The next morning, Bailey checked the history class. There was Iverson. He'd scratched together enough pennies to afford a taxi from the streets of Newport News to the school at dawn. Another time, he called Bailey at 6 a.m.: "Coach, my ride didn't show. Can you pick me up?" After three weeks, he'd gotten a B.

But that's not what sticks most in Bailey's mind of this, his first summer of Bubbachuck. No, what Bailey remembers is what made him realize that, to reach Iverson, he'd have to "coach him with my heart." In their first sit-down together, when Bailey spelled out all that he'd be expecting of Iverson -- the study halls, the promptness, the attitude -- he wasn't even sure if Iverson was listening. Iverson was looking down or looking away, rarely making and holding eye contact. Bailey finished by asking, "Now, what do you expect from me?"
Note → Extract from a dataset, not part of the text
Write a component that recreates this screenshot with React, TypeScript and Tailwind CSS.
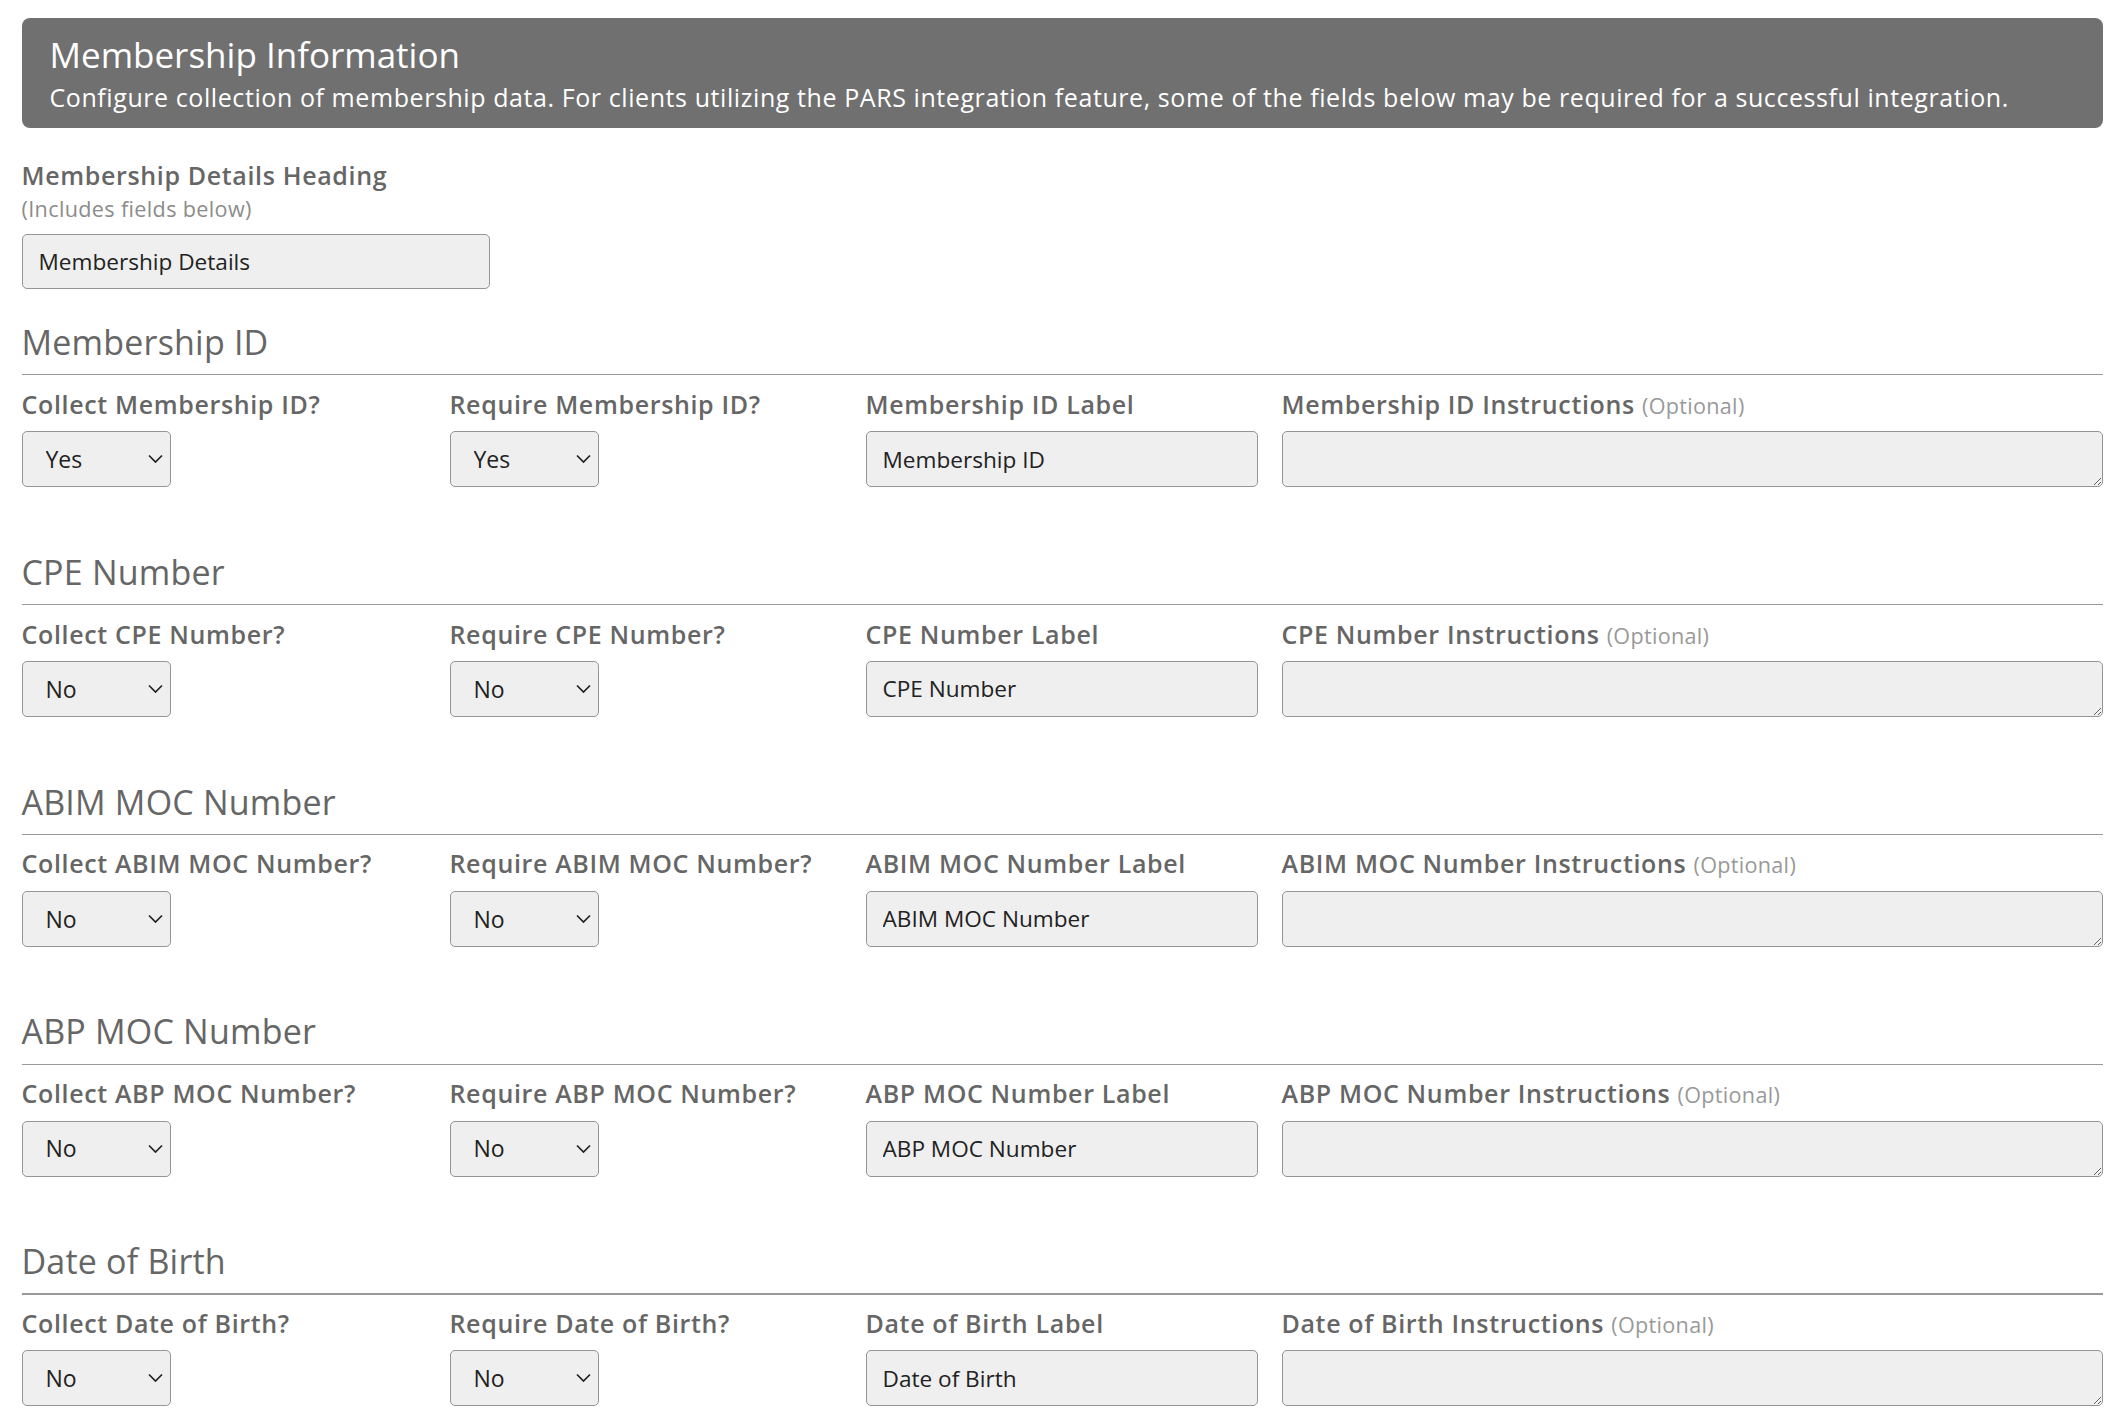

And this 13-year-old who had no recollection of meeting his father, whose de facto father was hustling on the streets when he wasn't doing time, who, almost every day, found himself among a hushed crowd jockeying around yellow police tape while cops crouched over yet another chalk outline, this 13-year-old raised his head and looked Mike Bailey squarely in the eyes. "Will you always be there for me, Coach?" he asked.